# Task brief
Restate the whole listing word for word. Pictures are left out.

# Data
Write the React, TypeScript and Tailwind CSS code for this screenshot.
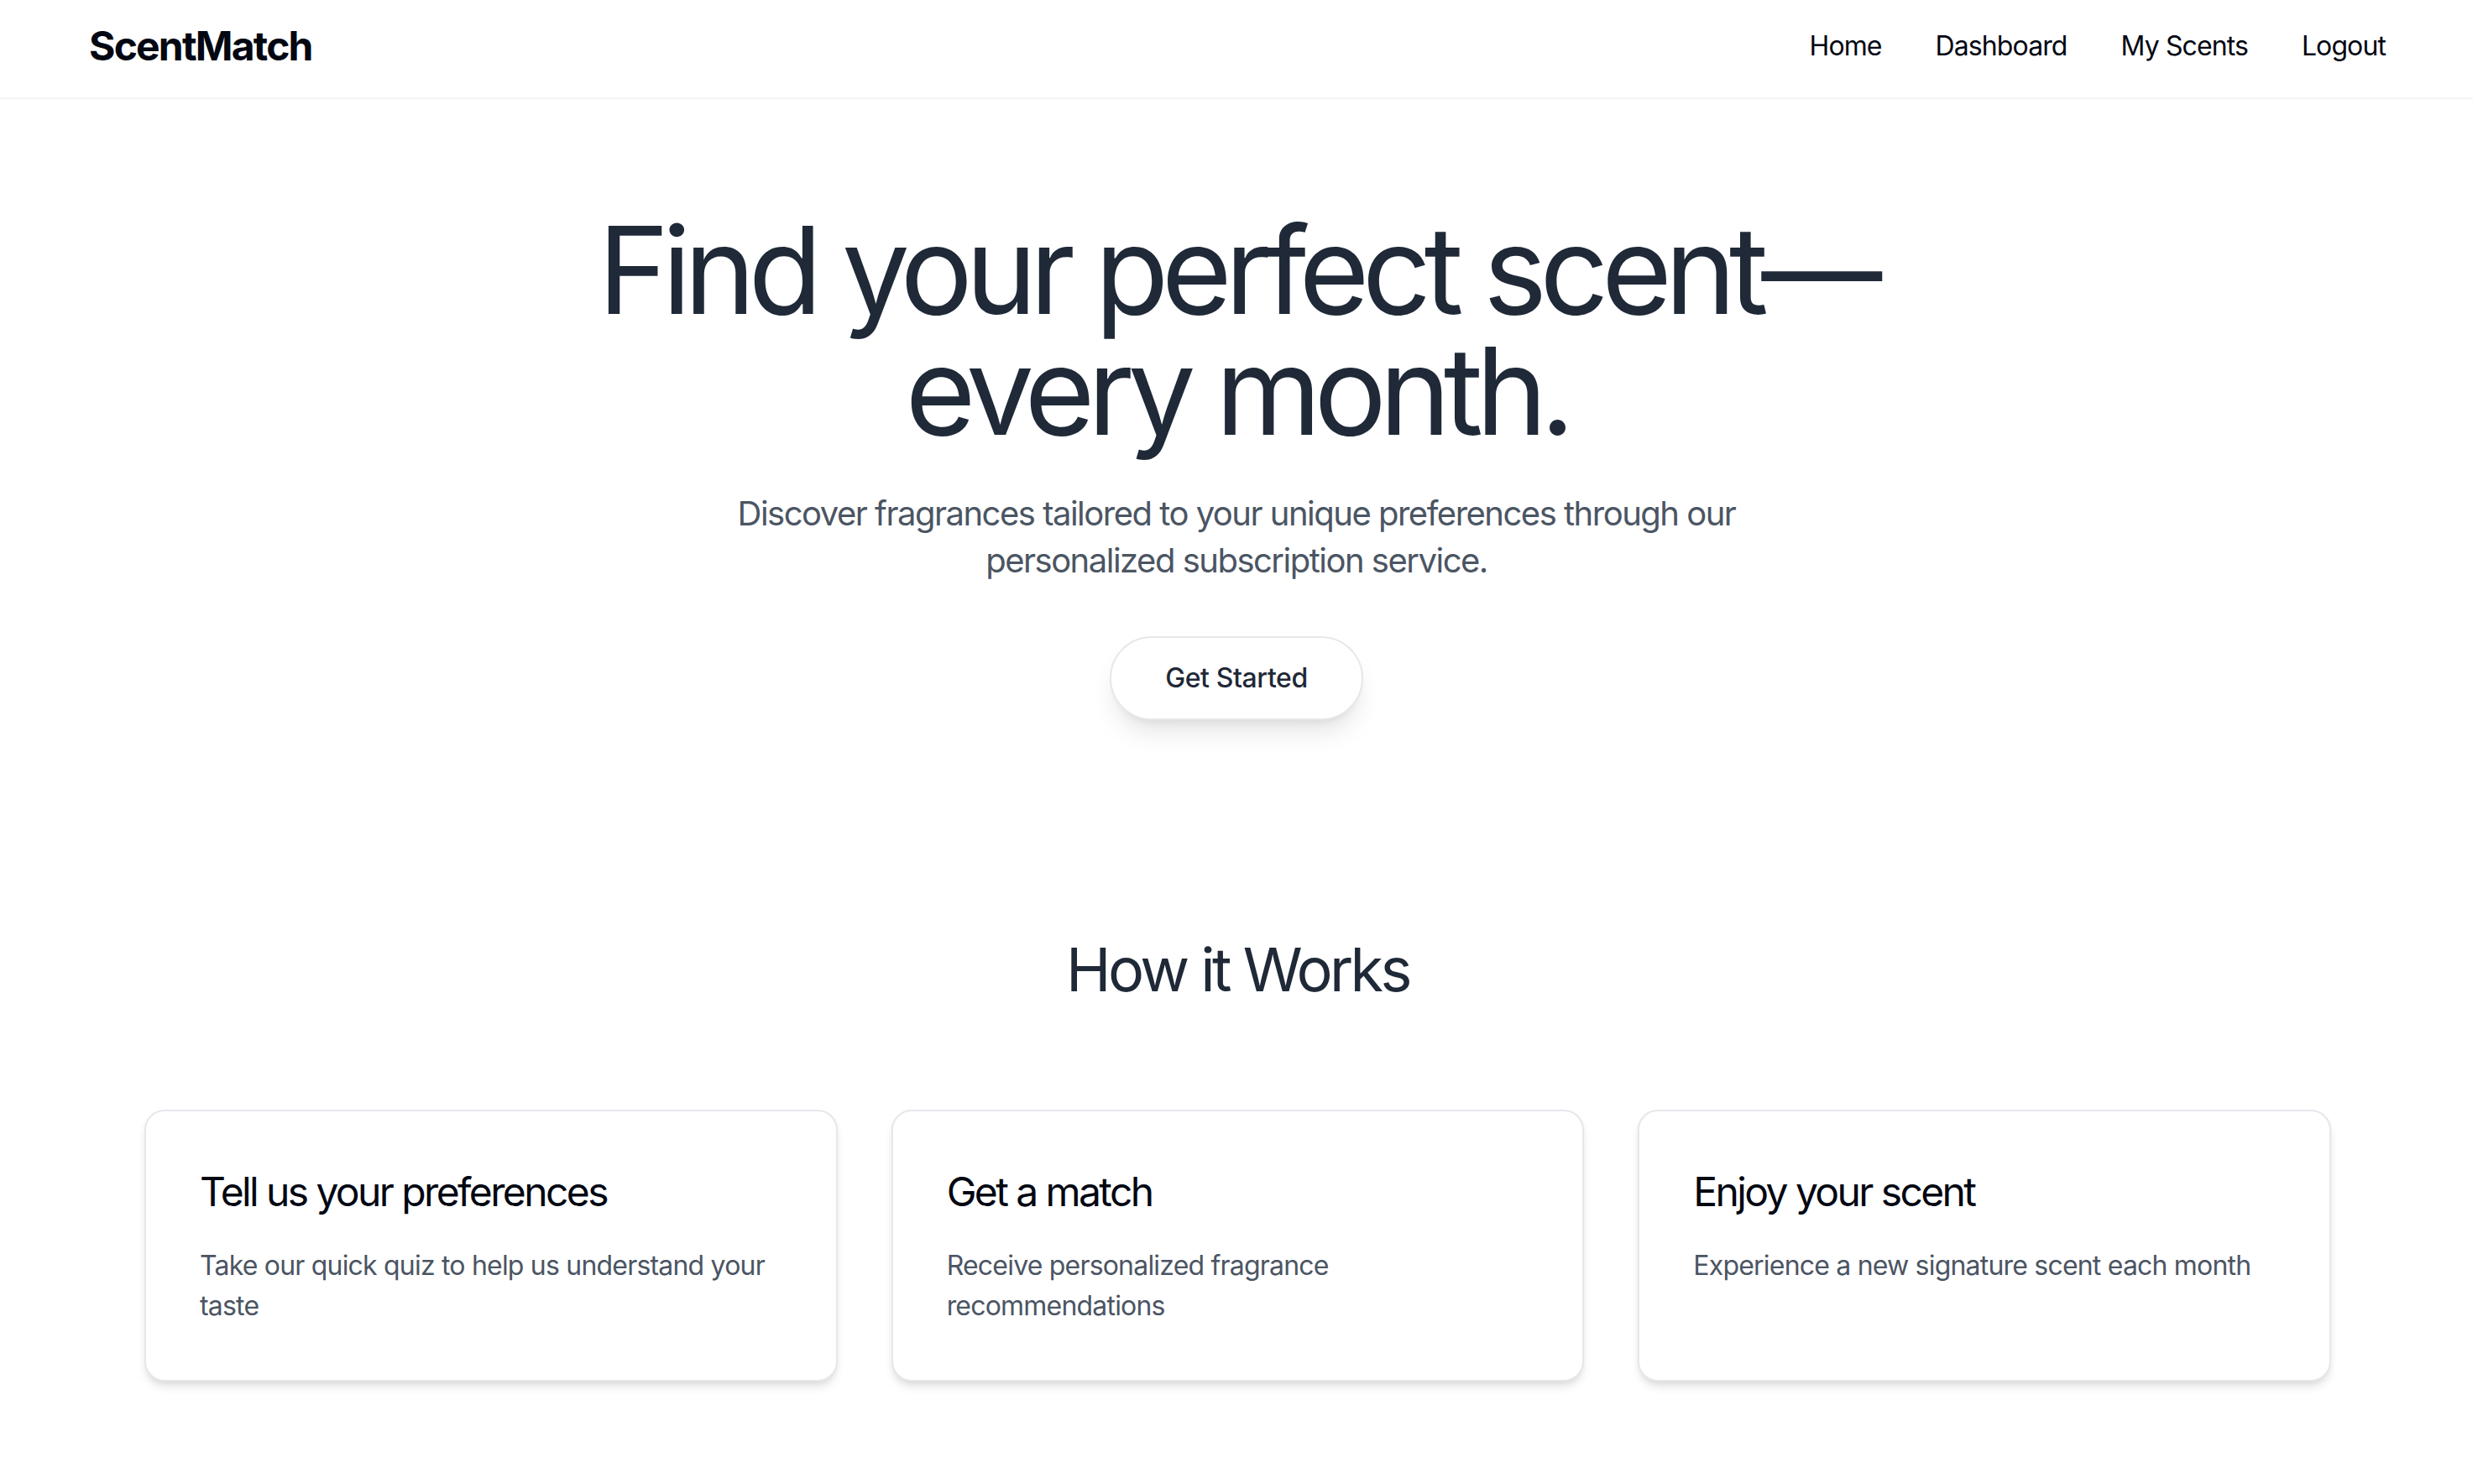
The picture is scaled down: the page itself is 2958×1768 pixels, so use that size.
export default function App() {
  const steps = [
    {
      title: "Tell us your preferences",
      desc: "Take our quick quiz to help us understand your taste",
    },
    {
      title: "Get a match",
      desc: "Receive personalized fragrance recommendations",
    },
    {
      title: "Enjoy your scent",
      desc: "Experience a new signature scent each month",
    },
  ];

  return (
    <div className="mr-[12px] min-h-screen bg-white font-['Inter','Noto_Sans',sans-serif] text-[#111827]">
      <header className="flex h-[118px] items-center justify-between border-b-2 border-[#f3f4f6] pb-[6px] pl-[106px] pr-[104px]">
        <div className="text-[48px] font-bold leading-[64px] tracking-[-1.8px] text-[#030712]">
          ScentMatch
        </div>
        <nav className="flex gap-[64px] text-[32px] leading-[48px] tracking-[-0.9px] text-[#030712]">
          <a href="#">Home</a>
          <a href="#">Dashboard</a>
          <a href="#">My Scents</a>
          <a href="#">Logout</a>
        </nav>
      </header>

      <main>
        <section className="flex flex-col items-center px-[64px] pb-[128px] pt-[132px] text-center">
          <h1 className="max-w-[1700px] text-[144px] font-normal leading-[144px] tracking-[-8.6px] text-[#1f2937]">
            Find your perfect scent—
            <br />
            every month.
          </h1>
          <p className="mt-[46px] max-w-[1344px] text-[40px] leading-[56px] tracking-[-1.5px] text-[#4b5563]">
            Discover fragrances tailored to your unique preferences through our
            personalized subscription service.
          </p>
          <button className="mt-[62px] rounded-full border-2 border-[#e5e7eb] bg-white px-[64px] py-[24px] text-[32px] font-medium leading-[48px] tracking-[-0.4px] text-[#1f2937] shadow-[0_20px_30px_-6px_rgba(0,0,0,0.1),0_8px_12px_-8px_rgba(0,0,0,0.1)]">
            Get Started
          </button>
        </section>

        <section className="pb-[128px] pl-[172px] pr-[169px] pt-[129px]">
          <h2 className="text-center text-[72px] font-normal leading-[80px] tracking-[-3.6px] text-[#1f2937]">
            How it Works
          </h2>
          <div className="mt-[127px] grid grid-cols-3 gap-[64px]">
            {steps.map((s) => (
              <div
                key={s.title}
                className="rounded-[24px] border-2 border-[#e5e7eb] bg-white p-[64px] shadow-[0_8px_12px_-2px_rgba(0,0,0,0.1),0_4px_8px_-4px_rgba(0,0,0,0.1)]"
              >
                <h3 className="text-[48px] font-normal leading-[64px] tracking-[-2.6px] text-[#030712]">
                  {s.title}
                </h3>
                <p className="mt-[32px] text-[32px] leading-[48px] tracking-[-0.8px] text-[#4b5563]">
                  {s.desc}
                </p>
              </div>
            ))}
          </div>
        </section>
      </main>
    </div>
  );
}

# Solution for this problem
Write the React, TypeScript and Tailwind CSS code for this screenshot.
The picture is scaled down: the page itself is 2958×1768 pixels, so use that size.
export default function App() {
  const steps = [
    {
      title: "Tell us your preferences",
      desc: "Take our quick quiz to help us understand your taste",
    },
    {
      title: "Get a match",
      desc: "Receive personalized fragrance recommendations",
    },
    {
      title: "Enjoy your scent",
      desc: "Experience a new signature scent each month",
    },
  ];

  return (
    <div className="mr-[12px] min-h-screen bg-white font-['Inter','Noto_Sans',sans-serif] text-[#111827]">
      <header className="flex h-[118px] items-center justify-between border-b-2 border-[#f3f4f6] pb-[6px] pl-[106px] pr-[104px]">
        <div className="text-[48px] font-bold leading-[64px] tracking-[-1.8px] text-[#030712]">
          ScentMatch
        </div>
        <nav className="flex gap-[64px] text-[32px] leading-[48px] tracking-[-0.9px] text-[#030712]">
          <a href="#">Home</a>
          <a href="#">Dashboard</a>
          <a href="#">My Scents</a>
          <a href="#">Logout</a>
        </nav>
      </header>

      <main>
        <section className="flex flex-col items-center px-[64px] pb-[128px] pt-[132px] text-center">
          <h1 className="max-w-[1700px] text-[144px] font-normal leading-[144px] tracking-[-8.6px] text-[#1f2937]">
            Find your perfect scent—
            <br />
            every month.
          </h1>
          <p className="mt-[46px] max-w-[1344px] text-[40px] leading-[56px] tracking-[-1.5px] text-[#4b5563]">
            Discover fragrances tailored to your unique preferences through our
            personalized subscription service.
          </p>
          <button className="mt-[62px] rounded-full border-2 border-[#e5e7eb] bg-white px-[64px] py-[24px] text-[32px] font-medium leading-[48px] tracking-[-0.4px] text-[#1f2937] shadow-[0_20px_30px_-6px_rgba(0,0,0,0.1),0_8px_12px_-8px_rgba(0,0,0,0.1)]">
            Get Started
          </button>
        </section>

        <section className="pb-[128px] pl-[172px] pr-[169px] pt-[129px]">
          <h2 className="text-center text-[72px] font-normal leading-[80px] tracking-[-3.6px] text-[#1f2937]">
            How it Works
          </h2>
          <div className="mt-[127px] grid grid-cols-3 gap-[64px]">
            {steps.map((s) => (
              <div
                key={s.title}
                className="rounded-[24px] border-2 border-[#e5e7eb] bg-white p-[64px] shadow-[0_8px_12px_-2px_rgba(0,0,0,0.1),0_4px_8px_-4px_rgba(0,0,0,0.1)]"
              >
                <h3 className="text-[48px] font-normal leading-[64px] tracking-[-2.6px] text-[#030712]">
                  {s.title}
                </h3>
                <p className="mt-[32px] text-[32px] leading-[48px] tracking-[-0.8px] text-[#4b5563]">
                  {s.desc}
                </p>
              </div>
            ))}
          </div>
        </section>
      </main>
    </div>
  );
}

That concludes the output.